WORK TO COMPLETE: Report each line of the data that has "React" somewhere in it.
Start DATA EXCERPT
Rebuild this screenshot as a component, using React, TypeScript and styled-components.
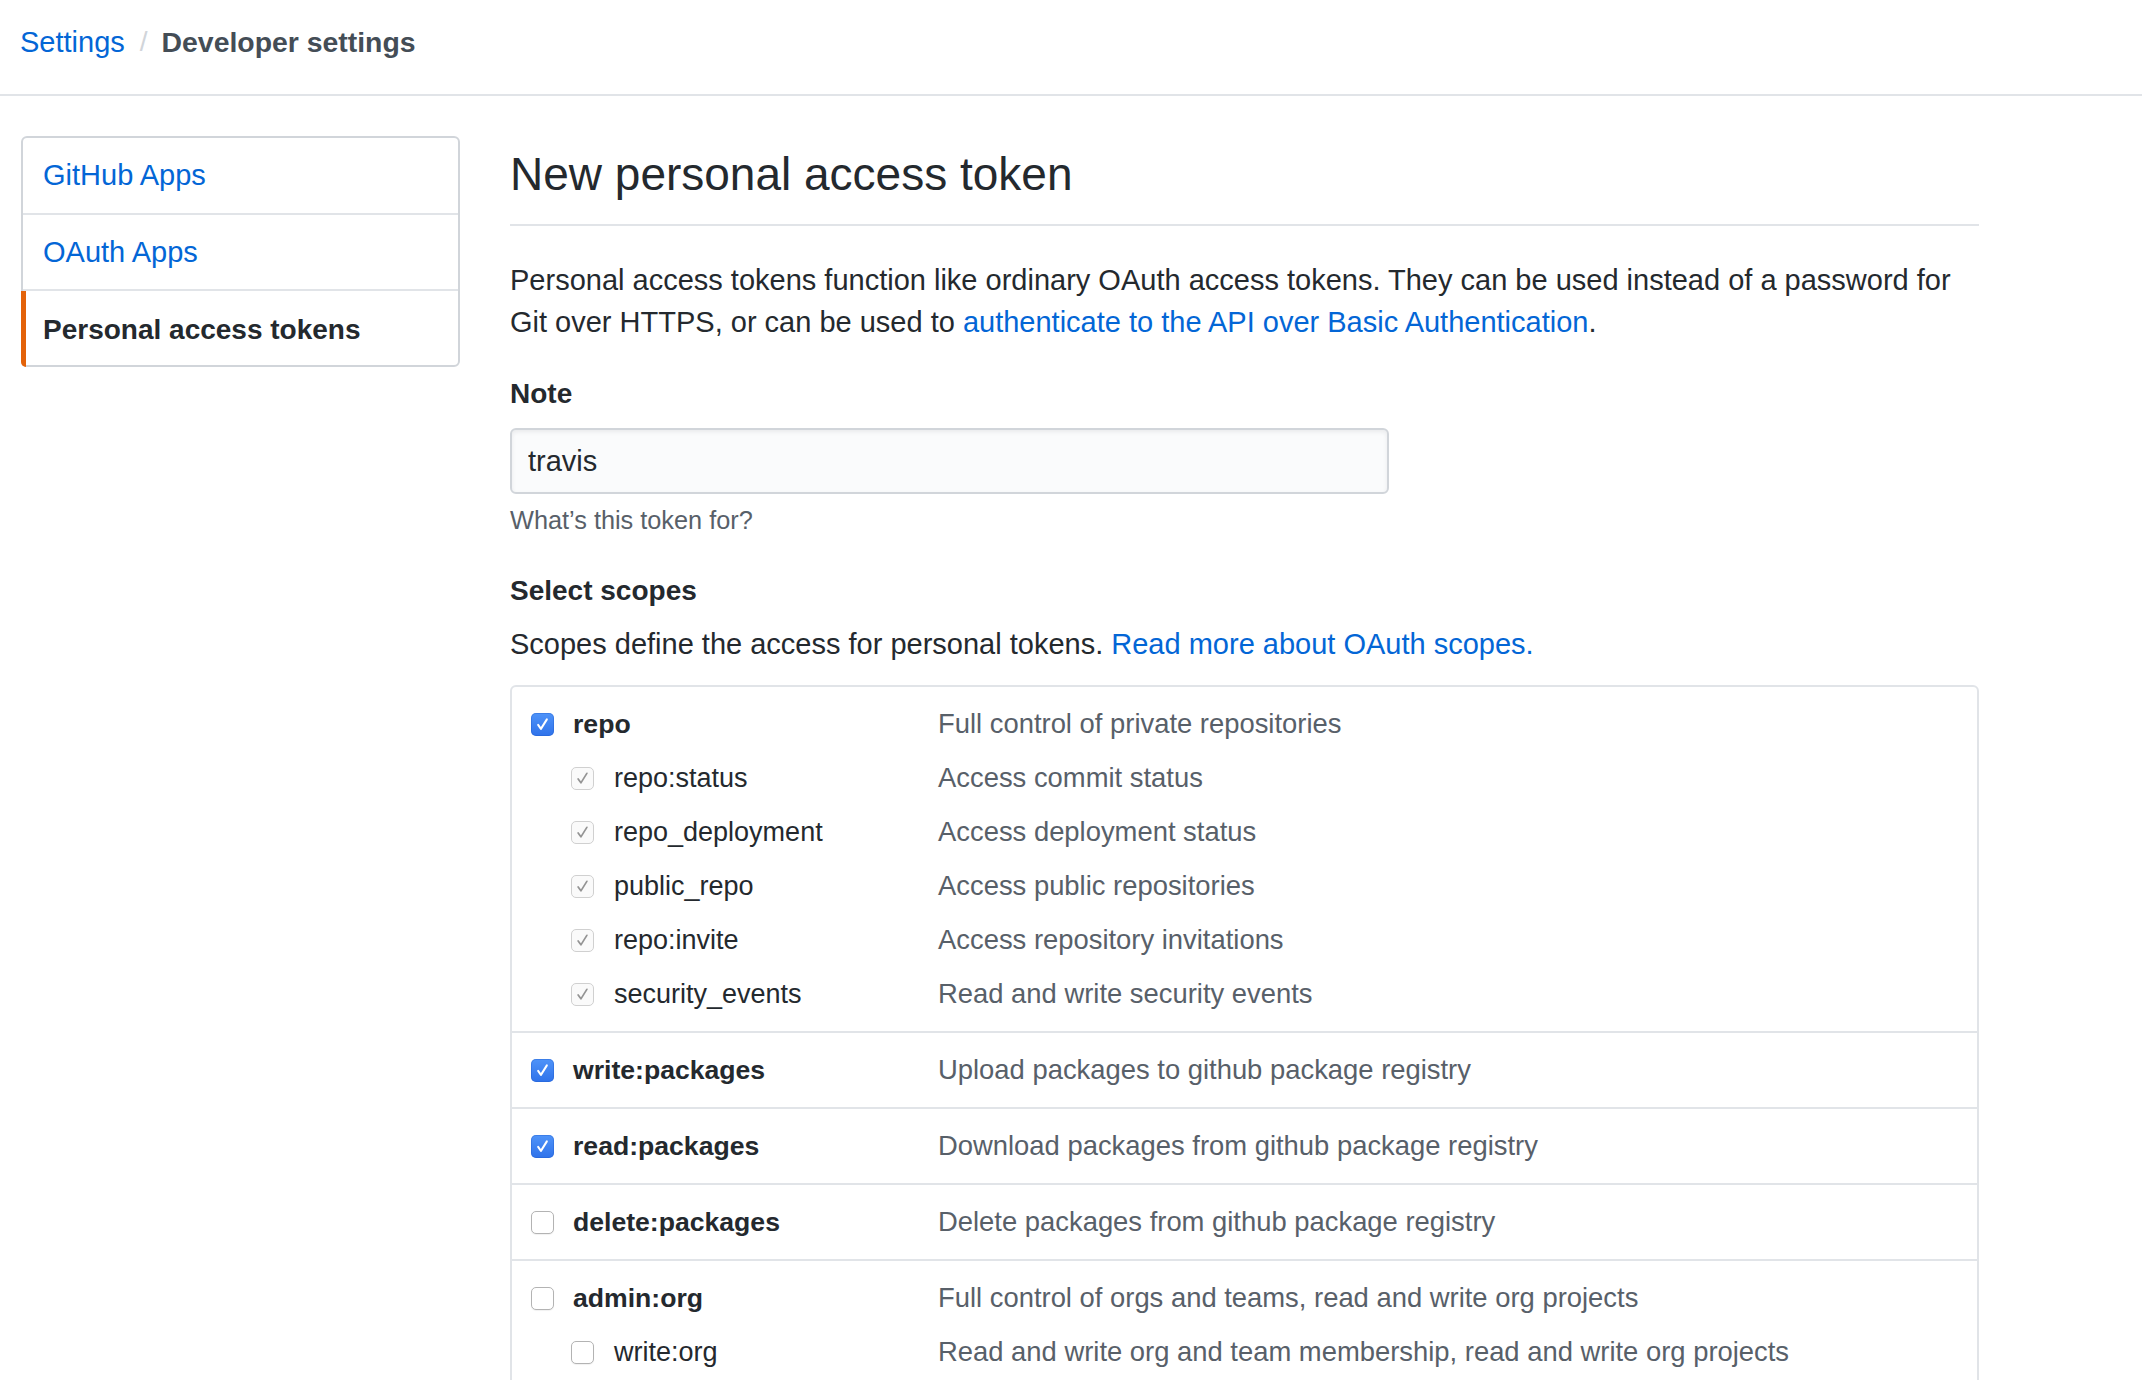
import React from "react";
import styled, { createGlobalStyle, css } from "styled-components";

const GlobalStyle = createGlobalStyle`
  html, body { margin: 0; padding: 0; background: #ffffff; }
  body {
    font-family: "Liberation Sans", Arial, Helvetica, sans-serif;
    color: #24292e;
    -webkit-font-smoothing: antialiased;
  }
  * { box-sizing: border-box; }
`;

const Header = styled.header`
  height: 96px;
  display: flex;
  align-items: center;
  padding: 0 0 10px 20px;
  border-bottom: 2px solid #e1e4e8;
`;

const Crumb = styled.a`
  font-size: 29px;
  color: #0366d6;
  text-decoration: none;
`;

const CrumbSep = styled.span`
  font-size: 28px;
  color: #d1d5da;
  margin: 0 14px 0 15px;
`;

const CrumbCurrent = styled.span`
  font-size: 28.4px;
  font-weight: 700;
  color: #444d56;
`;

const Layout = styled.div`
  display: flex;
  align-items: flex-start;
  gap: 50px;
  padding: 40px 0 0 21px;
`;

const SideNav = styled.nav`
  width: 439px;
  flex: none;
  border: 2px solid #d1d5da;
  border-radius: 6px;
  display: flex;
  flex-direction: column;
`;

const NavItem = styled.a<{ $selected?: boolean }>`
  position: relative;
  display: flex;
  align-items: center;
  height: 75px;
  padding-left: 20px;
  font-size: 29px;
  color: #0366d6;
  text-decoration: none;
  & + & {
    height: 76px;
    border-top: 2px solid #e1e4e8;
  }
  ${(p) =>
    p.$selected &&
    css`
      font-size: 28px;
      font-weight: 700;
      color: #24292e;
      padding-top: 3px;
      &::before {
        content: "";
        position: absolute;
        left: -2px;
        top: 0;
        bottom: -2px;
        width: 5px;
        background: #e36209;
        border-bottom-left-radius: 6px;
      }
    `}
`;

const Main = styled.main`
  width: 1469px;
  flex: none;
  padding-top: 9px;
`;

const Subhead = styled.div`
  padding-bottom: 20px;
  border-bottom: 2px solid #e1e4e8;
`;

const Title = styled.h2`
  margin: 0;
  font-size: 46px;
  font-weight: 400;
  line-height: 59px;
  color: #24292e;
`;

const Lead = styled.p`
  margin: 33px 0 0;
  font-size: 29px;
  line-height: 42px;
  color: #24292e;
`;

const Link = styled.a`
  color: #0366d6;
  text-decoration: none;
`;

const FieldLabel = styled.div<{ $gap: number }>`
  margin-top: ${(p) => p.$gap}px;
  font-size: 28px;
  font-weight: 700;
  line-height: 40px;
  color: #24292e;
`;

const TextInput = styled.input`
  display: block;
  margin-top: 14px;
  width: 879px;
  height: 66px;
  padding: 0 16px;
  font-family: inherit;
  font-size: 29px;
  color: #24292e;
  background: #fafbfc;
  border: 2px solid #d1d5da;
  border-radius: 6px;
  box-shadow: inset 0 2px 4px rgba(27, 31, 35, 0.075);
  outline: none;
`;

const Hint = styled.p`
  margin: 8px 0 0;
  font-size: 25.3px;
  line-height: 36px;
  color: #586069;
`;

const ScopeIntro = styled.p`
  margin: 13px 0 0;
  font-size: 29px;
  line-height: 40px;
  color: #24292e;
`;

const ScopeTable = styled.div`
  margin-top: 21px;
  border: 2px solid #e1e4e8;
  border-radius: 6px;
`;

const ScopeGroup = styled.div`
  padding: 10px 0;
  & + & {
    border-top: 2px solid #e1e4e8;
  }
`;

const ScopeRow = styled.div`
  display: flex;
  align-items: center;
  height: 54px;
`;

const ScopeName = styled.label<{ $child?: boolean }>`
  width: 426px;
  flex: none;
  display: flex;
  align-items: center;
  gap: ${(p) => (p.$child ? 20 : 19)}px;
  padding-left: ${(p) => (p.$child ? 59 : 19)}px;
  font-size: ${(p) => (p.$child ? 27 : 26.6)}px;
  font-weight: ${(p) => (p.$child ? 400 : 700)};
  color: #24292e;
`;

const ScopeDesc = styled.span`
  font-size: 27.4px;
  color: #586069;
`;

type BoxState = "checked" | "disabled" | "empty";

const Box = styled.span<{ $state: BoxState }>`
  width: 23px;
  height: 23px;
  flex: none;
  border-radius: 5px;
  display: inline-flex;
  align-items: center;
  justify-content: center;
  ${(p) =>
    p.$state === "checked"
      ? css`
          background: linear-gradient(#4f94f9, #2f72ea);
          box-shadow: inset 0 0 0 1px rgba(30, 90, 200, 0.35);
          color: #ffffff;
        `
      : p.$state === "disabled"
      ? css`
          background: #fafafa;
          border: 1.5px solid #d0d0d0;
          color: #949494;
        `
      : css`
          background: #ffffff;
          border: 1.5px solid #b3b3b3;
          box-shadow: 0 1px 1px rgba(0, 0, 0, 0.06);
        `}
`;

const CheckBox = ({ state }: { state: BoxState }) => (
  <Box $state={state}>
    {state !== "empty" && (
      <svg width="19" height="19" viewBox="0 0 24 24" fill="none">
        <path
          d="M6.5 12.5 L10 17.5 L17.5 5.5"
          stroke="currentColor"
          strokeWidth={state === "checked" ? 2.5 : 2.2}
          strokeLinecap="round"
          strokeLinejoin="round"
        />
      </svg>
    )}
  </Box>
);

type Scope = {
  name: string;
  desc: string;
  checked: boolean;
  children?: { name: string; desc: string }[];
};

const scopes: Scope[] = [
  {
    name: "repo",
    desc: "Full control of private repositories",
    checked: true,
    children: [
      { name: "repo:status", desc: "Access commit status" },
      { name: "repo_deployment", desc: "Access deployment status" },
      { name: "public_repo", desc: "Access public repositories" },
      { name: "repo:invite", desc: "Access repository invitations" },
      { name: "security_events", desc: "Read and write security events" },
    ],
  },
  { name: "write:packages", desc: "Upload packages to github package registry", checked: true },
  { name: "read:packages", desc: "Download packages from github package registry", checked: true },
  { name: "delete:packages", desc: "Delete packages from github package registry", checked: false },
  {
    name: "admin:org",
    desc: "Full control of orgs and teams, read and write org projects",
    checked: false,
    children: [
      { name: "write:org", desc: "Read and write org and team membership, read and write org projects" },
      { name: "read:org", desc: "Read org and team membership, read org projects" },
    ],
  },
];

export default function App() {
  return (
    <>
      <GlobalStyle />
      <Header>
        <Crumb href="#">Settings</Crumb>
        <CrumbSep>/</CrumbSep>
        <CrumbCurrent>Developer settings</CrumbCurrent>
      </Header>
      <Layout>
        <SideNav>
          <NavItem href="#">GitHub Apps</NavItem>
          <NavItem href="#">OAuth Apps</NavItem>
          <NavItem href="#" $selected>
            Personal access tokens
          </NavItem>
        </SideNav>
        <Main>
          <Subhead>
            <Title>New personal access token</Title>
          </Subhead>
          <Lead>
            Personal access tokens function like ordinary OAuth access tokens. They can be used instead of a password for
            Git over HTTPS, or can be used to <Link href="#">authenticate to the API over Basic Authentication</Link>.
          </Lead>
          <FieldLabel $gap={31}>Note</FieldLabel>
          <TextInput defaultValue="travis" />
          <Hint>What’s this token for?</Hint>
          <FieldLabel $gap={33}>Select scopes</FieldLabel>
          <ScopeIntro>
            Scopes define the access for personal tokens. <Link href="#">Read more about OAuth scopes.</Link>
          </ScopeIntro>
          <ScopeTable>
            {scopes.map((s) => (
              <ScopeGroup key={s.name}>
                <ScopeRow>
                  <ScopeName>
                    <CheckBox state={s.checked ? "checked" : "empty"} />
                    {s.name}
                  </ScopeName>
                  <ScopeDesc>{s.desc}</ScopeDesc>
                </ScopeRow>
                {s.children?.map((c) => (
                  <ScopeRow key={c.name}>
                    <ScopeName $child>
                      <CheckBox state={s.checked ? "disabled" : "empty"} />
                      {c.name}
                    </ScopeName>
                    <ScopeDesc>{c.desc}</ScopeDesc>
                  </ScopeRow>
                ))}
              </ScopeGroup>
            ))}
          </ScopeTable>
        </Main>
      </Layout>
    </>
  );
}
End DATA EXCERPT
FINISHED EXERCISE:
Rebuild this screenshot as a component, using React, TypeScript and styled-components.
import React from "react";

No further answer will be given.